Sir Walter Raleigh, in an anti-Catholic mood, compared such worship of food to the sacrament of Holy Communion, where Christians munch on their god.
Don't take that "anti-Catholic" mood to be an "anti-Christian" mood. Raleigh was from a "very Protestant" family, which means he was a part of the wave of Calvinism that was very strong in the Church of England at the time. The denial of the Real Presence was a big of thing for the Calvinists, like it had been for John Wycliffe & the Lollards that came after Wycliffe.
As the Calvinists lost power in the CofE (starting at least under King James), & the CofE went into its "Via Media" phase, it also defaulted back to the Real Presence, although fuzzier than either the Catholic transubstantiation or the Lutheran consubstantiation.

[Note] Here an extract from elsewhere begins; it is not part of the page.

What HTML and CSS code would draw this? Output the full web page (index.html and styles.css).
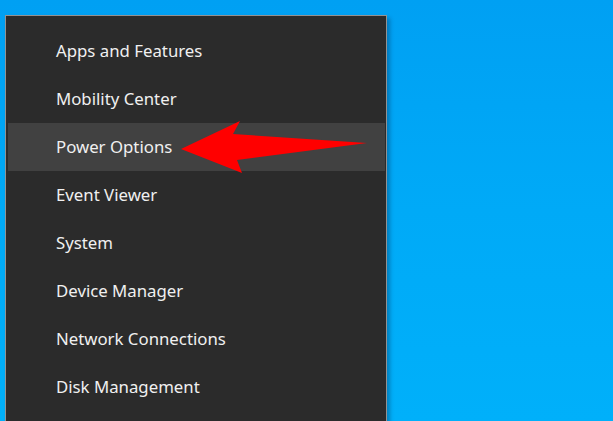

Don't cry. Dry your eye. Hold the onion peeled in the twilight of privacy and life.
It's only teenage wasteland.
Hell Has No Beer - That's Why We Drink It Here
OUTER DARKNESS, HELL—Becoming disoriented by the sight of a shrieking, many-headed snake emerging in agony from a nearby lava pit, Pope Francis reportedly found himself in the depths of Hell Friday after taking a wrong turn in the nigh-endless catacombs beneath the Vatican. “Ah, crap, not again,” said the Pope, cursing his phone’s lack of service and wondering if he should have turned left at the Holy See’s acre-wide pile of Nazi gold. “It always takes me forever to find my way back, even if I can find a demon willing to give me non-allegorical directions. I guess since I’m already down here I’ll check out this Lake of Fire that [former Pope] Benedict says is a must-see, but still, what a way to spend a weekend.” The Pontiff admitted, however, that his infernal excursion was better than the time he got lost in the Vatican’s parking garage, wound up in purgatory, and spent all day listening to the crying of unbaptized babies.
Interesting that Thebes was in ruins that early.
Another story from The Onion.
I'll have some Ranch dressing with that word salad, and hold the onions.
Onion all, onion all,
The sweet and the tall,
Onion all those Sergeants and WO1's,
Onion all those Corporals and their blinkin'/bleedin' sons,
Cos' we're saying goodbye to 'em all.
And back to their Billets they crawl,
You'll get no promotion this side of the ocean,
So cheer up my lads bless onion'em all
That picture of the dome makes me think, "Who you gonna call? Ghostbusters!"
And who can forget this onion-related acme of Western Civ.
I've driven past the onion dome in Hartford more than a few times, never knew what it was.
Two thousand years on and Juvenal has barely aged at all.
Everybody loves the French for inventing oignon soup. That appetizer plus a desert is all you need.
Juvenal humor.
Thanks for springing that completely OT jab at the Second Amendment on us. Not sufficiently beat to death in social media, presumably.
Regarding the Colt plant, one might be more interested in the famously prancing pony with spear, rather than the onion shape of the dome.
"The Colt company emblem is a modification of the Colt family coat of arms dating back to medieval England. In ancient heraldry a horse is a symbol of loyalty and service to a monarch. A broken spear or lance symbolizes a fallen knight. The famous Rampant Colt Pony is taken from the coat of arms, and pictures a horse defending it's fallen knight by breaking a lance in half, one half over it's legs and the other in it's mouth. This is an ancient symbol of loyalty."